Seems to me that conditional parenting is just another name for Mom or Dad being upset when the kids do something wrong. It is not so much a "withdrawal of love" because, afterall, you can't turn love on and off like a light switch. I think the healthiest approach to discipline is when the kids learn what is right/wrong with the knowledge that Mom and Dad still love them when they screw up but that doesn't make screwing up okay.

Obiwanhavanese said...

@Rain Racer, I think that's such a good point. You never turn the love switch on and off, it's on all the time. Think of it this way if you didn't love them you really wouldn't care if they did something wrong. It's like when you see other kids out and about unless they're affecting something you're doing (like hitting your kid) you tend to leave them alone without really intervening. We do because we care and love.

abu-maya said...

I strongly agree with the approach and methodology of the article author (Alfie Kohn) although I understand the common perspective that his approach is not effective, unrealistic, etc.

Throughout human evolution, cultures have developed many disparate methods of parenting. It was common in the dominant culture of the United States just one or two generations ago to physically attack children when they misbehaved. Now the dominant culture of the US frowns on the corporal punishment of children.

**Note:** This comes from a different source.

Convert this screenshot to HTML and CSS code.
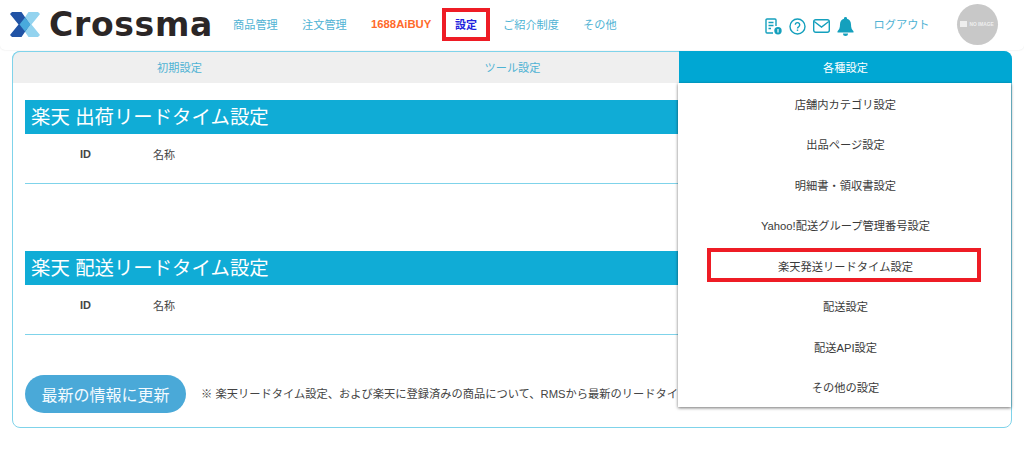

There are an infinite number of methods that can be used to raise kids. All parenting methods are not equal and some methods are "better" than others. The factors that determine which methods are "better" than others are based on cultural and personal values.

I believe that Alfie Kohn's methods of unconditional parenting are the most effective and rational methods for those who value human rights, non-violence, creativity, and other humanist/liberal/modern values.

Unconditional parenting IS possible, it's just not for everyone. Just like the vast majority of people could never fathom becoming vegetarian but we all know that life-long vegetarians do exist.